Все набросились на наслаждения.

Лихорадочную деятельность развили шантаны, ночные кабаки, дома свиданий.

Содом и гонора воцарились в русской жизни.

Растления малолетних, кровосмесительство, лиги любви — о чем только не пригодилось читать в русских газетах последнего времени.

В духовной жизни успех выпадал на долю всего, так или иначе было связанно с половыми вопросами.

Появилась целая плеяда молодых беллетристов, специализировавшаяся на самой грубой порнографии.

Какая то свистопляска похоти, разнузданности.

Кровь, женщины (а для женщин мужчины) и деньги.

Таковыми стали главные элементы русской жизни.

И разве не характерно, что в ответ на жалобы и упреки по этому поводу лучших людей в России, один из прославленных русских беллетристов последней формации, творец современного героя, Санина, смотревшего, как известно, плотоядными глазами даже на сестру свою, заявляет:

— Все эти газетные толки о падении нравов мне просто надоели.
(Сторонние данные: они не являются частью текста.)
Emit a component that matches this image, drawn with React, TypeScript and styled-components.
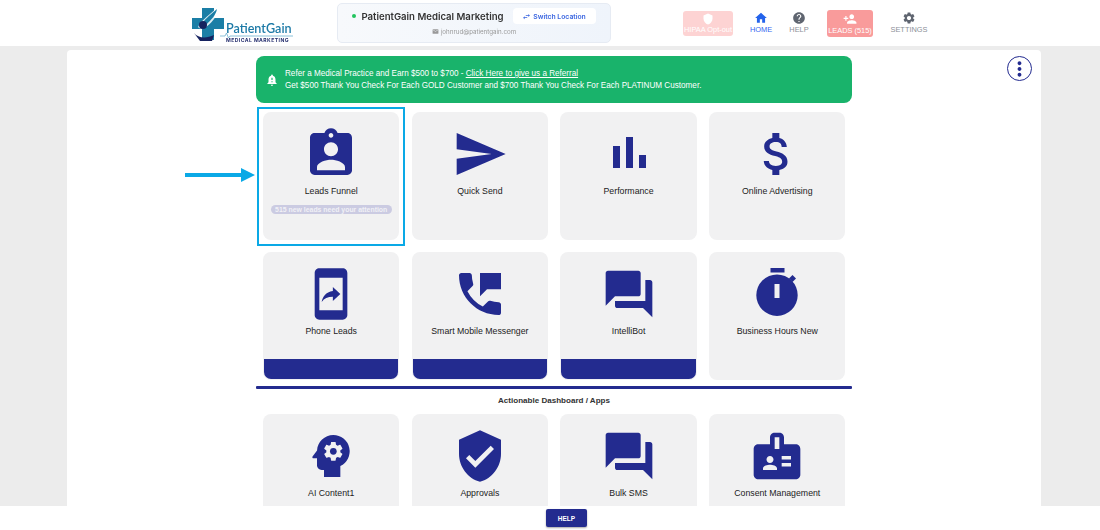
import React from "react";
import styled, { createGlobalStyle } from "styled-components";
import {
  MdAssignmentInd, MdSend, MdAttachMoney, MdMobileScreenShare, MdPermPhoneMsg,
  MdForum, MdPsychology, MdVerifiedUser, MdBadge, MdHome, MdHelp, MdPersonAdd,
  MdSettings, MdShield, MdNotificationImportant, MdSwapHoriz, MdEmail, MdMoreVert,
} from "react-icons/md";

const navy = "#232b8f";

const Global = createGlobalStyle`
  html, body { margin: 0; padding: 0; height: 100%; overflow: hidden; background: #fff; }
  body { font-family: "Liberation Sans", Arial, sans-serif; color: #222; }
  * { box-sizing: border-box; }
`;

const Page = styled.div`
  width: 1100px;
  height: 530px;
  display: flex;
  flex-direction: column;
  overflow: hidden;
`;

const Header = styled.header`
  height: 46px;
  flex: none;
  background: #fff;
  display: flex;
  align-items: center;
  padding-left: 190px;
`;

const LogoSvg = styled.svg`
  width: 104px;
  height: 40px;
  flex: none;
  filter: blur(0.3px);
`;

const LocationCard = styled.div`
  width: 274px;
  height: 40px;
  margin-left: 43px;
  flex: none;
  border: 1px solid #e6ebf3;
  border-radius: 5px;
  background: linear-gradient(90deg, #f7f9fc, #eff4fb);
  display: flex;
  flex-direction: column;
  align-items: center;
  padding-top: 4px;
  gap: 4px;
`;

const LocationRow = styled.div`
  display: flex;
  align-items: center;
`;

const Dot = styled.span`
  width: 4px;
  height: 4px;
  border-radius: 50%;
  background: #22c55e;
  margin-right: 5px;
`;

const LocationName = styled.span`
  font-family: Inter, sans-serif;
  font-size: 9.6px;
  font-weight: 600;
  color: #333;
  filter: blur(0.3px);
`;

const SwitchButton = styled.span`
  margin-left: 9px;
  width: 83px;
  height: 16px;
  background: #fff;
  border-radius: 4px;
  color: #3b66e0;
  font-family: Inter, sans-serif;
  font-size: 6.8px;
  font-weight: 600;
  display: flex;
  align-items: center;
  justify-content: center;
  gap: 2px;
  filter: blur(0.25px);
`;

const LocationEmail = styled.span`
  font-family: Inter, sans-serif;
  font-size: 6.2px;
  color: #999;
  display: flex;
  align-items: center;
  gap: 2px;
  filter: blur(0.4px);
`;

const HipaaBox = styled.div`
  width: 50px;
  height: 25px;
  margin-left: 72px;
  flex: none;
  border-radius: 3px;
  background: #fdd3d3;
  color: #fff;
  font-size: 7.4px;
  line-height: 9px;
  display: flex;
  flex-direction: column;
  align-items: center;
  justify-content: center;
`;

const NavItem = styled.div<{ $active?: boolean; $w: number; $ml: number }>`
  width: ${(p) => p.$w}px;
  margin-left: ${(p) => p.$ml}px;
  flex: none;
  display: flex;
  flex-direction: column;
  align-items: center;
  font-size: 7.4px;
  line-height: 9px;
  margin-top: -2px;
  color: ${(p) => (p.$active ? "#3466f0" : "#8b8f97")};
  svg { color: ${(p) => (p.$active ? "#2463eb" : "#5f6570")}; }
`;

const LeadsBox = styled.div`
  width: 46px;
  height: 27px;
  margin-left: 16px;
  flex: none;
  border-radius: 3px;
  background: #f99b9b;
  color: #fff;
  font-size: 7.4px;
  line-height: 9px;
  display: flex;
  flex-direction: column;
  align-items: center;
  justify-content: center;
`;

const Main = styled.main`
  height: 460px;
  flex: none;
  background: #ececec;
  padding: 4px 59px 0 67px;
  overflow: hidden;
`;

const Panel = styled.div`
  position: relative;
  height: 100%;
  background: #fff;
  border-radius: 4px 4px 0 0;
  overflow: hidden;
  padding-top: 6px;
`;

const MenuButton = styled.button`
  position: absolute;
  top: 6px;
  right: 9px;
  width: 25px;
  height: 25px;
  padding: 0;
  border: 1px solid ${navy};
  border-radius: 50%;
  background: #fff;
  color: ${navy};
  display: flex;
  align-items: center;
  justify-content: center;
`;

const Column = styled.div`
  width: 596px;
  margin: 0 auto;
`;

const Banner = styled.div`
  height: 47px;
  border-radius: 8px;
  background: #19b36b;
  color: #fff;
  display: flex;
  align-items: center;
  padding-left: 9px;
  gap: 6px;
  font-size: 8.14px;
  line-height: 11.5px;
  a { color: #fff; text-decoration: underline; }
`;

const Grid = styled.div`
  display: grid;
  grid-template-columns: repeat(4, 136.4px);
  column-gap: 12.3px;
  row-gap: 12px;
  padding-left: 7px;
`;

const TopGrid = styled(Grid)`
  margin-top: 9px;
`;

const Card = styled.div`
  position: relative;
  height: 128px;
  border-radius: 8px;
  background: #f1f1f2;
  display: flex;
  flex-direction: column;
  align-items: center;
  padding-top: 14px;
  color: ${navy};
`;

const CardLabel = styled.div`
  margin-top: 3px;
  font-size: 8.75px;
  line-height: 12px;
  color: #222;
`;

const Badge = styled.div`
  margin-top: 8px;
  width: 121px;
  height: 9px;
  border-radius: 5px;
  background: #cbcbe2;
  color: #f1f1f6;
  font-size: 6.9px;
  font-weight: 700;
  line-height: 9px;
  text-align: center;
  white-space: nowrap;
`;

const CardFoot = styled.div`
  position: absolute;
  left: 1px;
  right: 1px;
  bottom: 1px;
  height: 20px;
  background: ${navy};
  border-radius: 0 0 7px 7px;
`;

const Highlight = styled.div`
  position: absolute;
  left: -6px;
  right: -6px;
  top: -5px;
  bottom: -6px;
  border: 2px solid #0aa9e6;
  pointer-events: none;
`;

const ArrowSvg = styled.svg`
  position: absolute;
  left: -78px;
  top: 56px;
  width: 70px;
  height: 14px;
`;

const Divider = styled.div`
  height: 3px;
  margin-top: 6px;
  background: ${navy};
  border-radius: 1px;
`;

const SectionLabel = styled.div`
  margin: 7px 0 8px;
  height: 10px;
  font-size: 8.05px;
  font-weight: 700;
  line-height: 10px;
  text-align: center;
  color: #333;
`;

const Footer = styled.footer`
  height: 24px;
  flex: none;
  background: #fff;
  display: flex;
  justify-content: center;
  padding: 3px 0 0 33px;
`;

const HelpButton = styled.button`
  width: 41px;
  height: 18px;
  padding: 0;
  border: none;
  border-radius: 2px;
  background: ${navy};
  color: #fff;
  font-family: "Liberation Sans", sans-serif;
  font-size: 6.5px;
  font-weight: 700;
  box-shadow: 0 1px 2px rgba(0, 0, 0, 0.35);
`;

const Logo = () => (
  <LogoSvg viewBox="0 0 104 40">
    <path d="M12 2h12v10h10v11H24v11H12V23H2V12h10z" transform="translate(0 3)" fill="#1b7ea6" />
    <path d="M4 30c4 5 12 6 20 2l-2 6H10z" fill="#16225f" />
    <path d="M8 24c4-8 12-12 22-22-1 8-6 16-14 22-3 2-6 2-8 0z" fill="#fff" opacity=".85" />
    <path d="M11 22c3-5 8-9 16-16-1 6-6 11-11 16z" fill="#1b7ea6" />
    <circle cx="13" cy="22" r="4" fill="#16225f" />
    <path d="M30 33h5l1.5-3 2 5 1.500-2H103" fill="none" stroke="#5aa6c8" strokeWidth=".7" />
    <text x="36" y="29.500" fontFamily="Lato, sans-serif" fontSize="12.600" fontWeight="600" fill="#1b79a6">PatientGain</text>
    <text x="36" y="39" fontFamily="Inter, sans-serif" fontSize="5.100" fontWeight="700" letterSpacing=".43" fill="#27306f">MEDICAL MARKETING</text>
  </LogoSvg>
);

const BarsIcon = ({ size }: { size: number }) => (
  <svg width={size} height={size} viewBox="0 0 56 56" fill="currentColor">
    <rect x="12" y="20" width="7" height="22" />
    <rect x="25" y="11" width="7" height="31" />
    <rect x="38" y="29" width="7" height="13" />
  </svg>
);

const StopwatchIcon = ({ size }: { size: number }) => (
  <svg width={size} height={size} viewBox="0 0 56 56" fill="currentColor">
    <rect x="21.500" y="2" width="14" height="4.500" />
    <rect x="41" y="10" width="5" height="5" transform="rotate(45 43.500 12.500)" />
    <path fillRule="evenodd" d="M28 8.500a20.700 20.700 0 1 1 0 41.400a20.700 20.700 0 1 1 0-41.400zM25.500 18v14h5V18z" />
  </svg>
);

type Item = { icon: React.ElementType; label: string; foot?: boolean };

const top: Item[] = [
  { icon: MdAssignmentInd, label: "Leads Funnel" },
  { icon: MdSend, label: "Quick Send" },
  { icon: BarsIcon, label: "Performance" },
  { icon: MdAttachMoney, label: "Online Advertising" },
  { icon: MdMobileScreenShare, label: "Phone Leads", foot: true },
  { icon: MdPermPhoneMsg, label: "Smart Mobile Messenger", foot: true },
  { icon: MdForum, label: "IntelliBot", foot: true },
  { icon: StopwatchIcon, label: "Business Hours New" },
];

const apps: Item[] = [
  { icon: MdPsychology, label: "AI Content1" },
  { icon: MdVerifiedUser, label: "Approvals" },
  { icon: MdForum, label: "Bulk SMS" },
  { icon: MdBadge, label: "Consent Management" },
];

export default function App() {
  return (
    <Page>
      <Global />
      <Header>
        <Logo />
        <LocationCard>
          <LocationRow>
            <Dot />
            <LocationName>PatientGain Medical Marketing</LocationName>
            <SwitchButton><MdSwapHoriz size={9} />Switch Location</SwitchButton>
          </LocationRow>
          <LocationEmail><MdEmail size={7} />johnrud@patientgain.com</LocationEmail>
        </LocationCard>
        <HipaaBox><MdShield size={12} />HIPAA Opt-out</HipaaBox>
        <NavItem $active $w={30} $ml={13}><MdHome size={14} />HOME</NavItem>
        <NavItem $w={24} $ml={11}><MdHelp size={14} />HELP</NavItem>
        <LeadsBox><MdPersonAdd size={14} />LEADS (515)</LeadsBox>
        <NavItem $w={40} $ml={16}><MdSettings size={14} />SETTINGS</NavItem>
      </Header>
      <Main>
        <Panel>
          <MenuButton aria-label="More"><MdMoreVert size={24} /></MenuButton>
          <Column>
            <Banner>
              <MdNotificationImportant size={14} />
              <div>
                Refer a Medical Practice and Earn $500 to $700 - <a href="#r">Click Here to give us a Referral</a>
                <br />
                Get $500 Thank You Check For Each GOLD Customer and $700 Thank You Check For Each PLATINUM Customer.
              </div>
            </Banner>
            <TopGrid>
              {top.map(({ icon: Icon, label, foot }, i) => (
                <Card key={label}>
                  <Icon size={56} />
                  <CardLabel>{label}</CardLabel>
                  {i === 0 && <Badge>515 new leads need your attention</Badge>}
                  {foot && <CardFoot />}
                  {i === 0 && <Highlight />}
                  {i === 0 && (
                    <ArrowSvg viewBox="0 0 70 14">
                      <path d="M0 5h56V0l14 7-14 7V9H0z" fill="#0aa9e6" />
                    </ArrowSvg>
                  )}
                </Card>
              ))}
            </TopGrid>
            <Divider />
            <SectionLabel>Actionable Dashboard / Apps</SectionLabel>
            <Grid>
              {apps.map(({ icon: Icon, label }) => (
                <Card key={label}>
                  <Icon size={56} />
                  <CardLabel>{label}</CardLabel>
                </Card>
              ))}
            </Grid>
          </Column>
        </Panel>
      </Main>
      <Footer>
        <HelpButton>HELP</HelpButton>
      </Footer>
    </Page>
  );
}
Человечество всегда было, остается и останется одним и тем же по существу.

Современное общество ничуть не развращеннее, чем и сто и тысячу лет тому назад.

То, что теперь в каждом номере газеты мы читаем о насилиях, о растлениях, о сожительствах отцов с дочерьми и т. д. знаменует только развитие печати, а не развращенность общества.

Этих эксцессов было и всегда много, только газет было меньше и потому меньше телеграмм о преступлениях.

Когда мне говорят о прежней крепостной семье, ныне якобы разлагающейся, мне смешно слушать этот вздор: в крепостное время, например, семья была крепка формально, но снохачество процветало так, как теперь не может процветать, ибо свекор крестьянской семьи лишился своего обаяния, своих прав.

Помещичья семья не распадалась, не только потому, что жены мирились с насилиями мужей над крепостными бабами, и девичья существовала бок о бок с патриархальной спальней.

Преступление против нравственности есть нарушение существующей морали и далеко не всегда — разврат и падение.

Если многое, что совершается ныне и что есть выпад из нравственных рамок, установленных нашими отцами, признать грехом против духа вообще, то отчего же и не взойти до морали более отдаленных предков.

Тогда оказалось бы, что весь уклад нашей жизни, все наши понятия о нравственности, все положительно есть преступление.